Le 28 février, les Togolais, dont l’équipe de football a été victime d’une fusillade la semaine dernière en se rendant à la Coupe d’Afrique des nations, sont appelés aux urnes pour élire leur président. Un ancien secrétaire d’Etat de François Mitterrand, Kofi Yamgnane, franco-togolais, se présente à cette élection pour battre le président sortant, Faure Gnassingbé.
Ce dernier a pris la succession de son père, Gnassingbé Eyadema, mort en 2005 et resté au pouvoir trente-huit ans.
« C’est une vraie campagne de proximité ! » Loin de la Bretagne dont il a longtemps été élu député PS et maire de Saint-Coulitz (Finistère), Kofi Yamgnane parcourt le Togo depuis près d’un an. L’ancien secrétaire d’Etat à l’Intégration de François Mitterrand (1991-1993) se présente le 28 février à l’élection présidentielle de ce pays pauvre où il est né il y a soixante-quatre ans. De village en village, le Franco-Togolais vient présenter sa candidature. « C’est comme pour une élection cantonale dans le Finistère, je fais toutes les communes, lâche-t-il, mais alors qu’en Bretagne j’en avais 14 à parcourir, là, je dois voir 4 825 villages. »
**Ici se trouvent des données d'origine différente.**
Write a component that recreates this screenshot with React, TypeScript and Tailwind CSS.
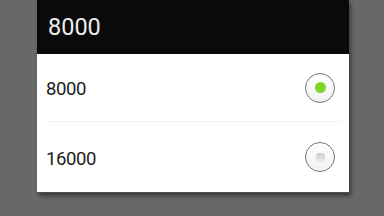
export default function App() {
  return (
    <div className="h-[216px] w-[384px] overflow-hidden bg-[#686868] pl-[37px] font-['Roboto',sans-serif]">
      <div className="w-[312px] border-b border-[#505050] bg-white shadow-[2px_3px_4px_rgba(0,0,0,0.45)]">
        <div className="flex h-[54px] items-center bg-[#0a0a0a] pl-[11px] pt-[2px] text-[23.5px] leading-none text-[#ececec]">
          8000
        </div>
        <Row label="8000" checked height="h-[67px]" />
        <div className="mx-[8px] h-px bg-[#f3f3f3]" />
        <Row label="16000" height="h-[70px]" />
      </div>
    </div>
  );
}

function Row({
  label,
  checked,
  height,
}: {
  label: string;
  checked?: boolean;
  height: string;
}) {
  return (
    <div className={`flex ${height} items-center justify-between pl-[9px] pr-[14px]`}>
      <span className="pt-[4px] text-[18.5px] leading-none tracking-[-0.4px] text-[#1c1c1c]">
        {label}
      </span>
      <span className="flex h-[30px] w-[30px] items-center justify-center rounded-full border-[1.75px] border-[#747474] bg-gradient-to-b from-white to-[#f2f2f2]">
        {checked ? (
          <span className="h-[11px] w-[11px] rounded-full bg-[#7fd52a]" />
        ) : (
          <span className="h-[9px] w-[9px] rounded-[3px] bg-gradient-to-b from-[#cfcfcf] to-[#ececec]" />
        )}
      </span>
    </div>
  );
}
Jeudi dernier, il a ainsi passé la journée dans la préfecture de Tohoun, à quelque 200 km au nord-est de Lomé, la capitale. « Ce ne sont pas des pistes mais des crevasses », souffle-t-il en sortant du 4 x 4 climatisé après trois heures de route. A chaque arrêt, c’est le même rituel. Le comité local de soutien a réuni entre cinquante et cent habitants. Souvent pieds nus, installés à l’ombre (il fait plus de 30 o C) sur des bancs en bois ou debout, ils viennent écouter Yamgnane, que la plupart ne connaissent pas. Innocent, l’animateur de l’équipe de campagne se charge en quelques mots des présentations : « Ingénieur des Ponts et Chaussées, député, ministre, conseiller général… » Surtout, il chauffe le public en lui faisant répéter le slogan du candidat « Essu nene (NDLR : ça suffit, en togolais) 2010, ça doit changer ».
Lorsqu’il prend la parole en français, « le Breton de l’après-marée noire », comme il s’est longtemps lui-même surnommé avec humour, insiste surtout pour que les Togolais ne cèdent pas aux pressions du Rassemblement du peuple togolais (RPT), le parti au pouvoir. « Le RPT va venir vous voir, il va vous proposer de l’argent pour que vous votiez pour le président Faure Gnassingbé, crie-t-il . Prenez cet argent, c’est le vôtre, ils l’ont volé au Togo, mais dans l’urne, débarrassez-vous d’eux ! » Les habitants applaudissent. « Je ne vous promets pas la lune », clame-t-il en décrivant son programme où figurent l’école gratuite et la construction de centres hospitaliers, mais je vous donnerai du travail car le Togo est un chantier ! » Dans ce pays où près de 60 % de la population vit en dessous du seuil de pauvreté, le discours séduit. Un homme assis sur sa moto semble convaincu. « C’est le seul à venir nous voir, ça va marcher », pense-t-il. Un autre avoue qu’il ne le connaissait pas, mais que « ce qu’il dit est bien ». En partant, son entourage distribue quelques-unes des 500 000 cartes que Yamgnane a fait imprimer pour résumer ses propositions électorales. Mais l’ancien député du Finistère est conscient des difficultés. « Beaucoup ne savent ni lire ni écrire, analyse-t-il, cela complique la tâche, car ils prennent nos papiers, mais combien les lisent ? »
« C’est beaucoup plus fatigant qu’une élection en France »
Le candidat mise donc sur ses nombreux déplacements ainsi que sur ses comités de soutien locaux. Dans les dix préfectures du Togo, ses supporteurs s’organisent. Malgré la pression qu’ils subissent de la part du pouvoir, « son excellence », comme certains appellent déjà Kofi, les prie de ne pas céder et de continuer « le travail de sensibilisation auprès de la population ».
Le soir, dans la voiture qui le ramène à Lomé, le Franco-Togolais sifflote avant de s’assoupir. « C’est beaucoup plus fatigant qu’une élection en France », constate sa femme, Anne-Marie, venue l’épauler. Officiellement, la campagne ne démarrera que quinze jours avant le scrutin. Yamgnane retournera alors partout où il pourra et prononcera 35 discours, à raison de trois par jours. Hier, il a déposé son dossier de candidature qui comprend notamment un bulletin de santé. Pour le remplir, il était allé passer la visite médicale à l’hôpital de Lomé. Dans les couloirs, Same Djobo, son directeur de campagne, en a profité pour distribuer quelques cartes de propagande électorale. Des infirmières ont promis d’organiser un comité de soutien.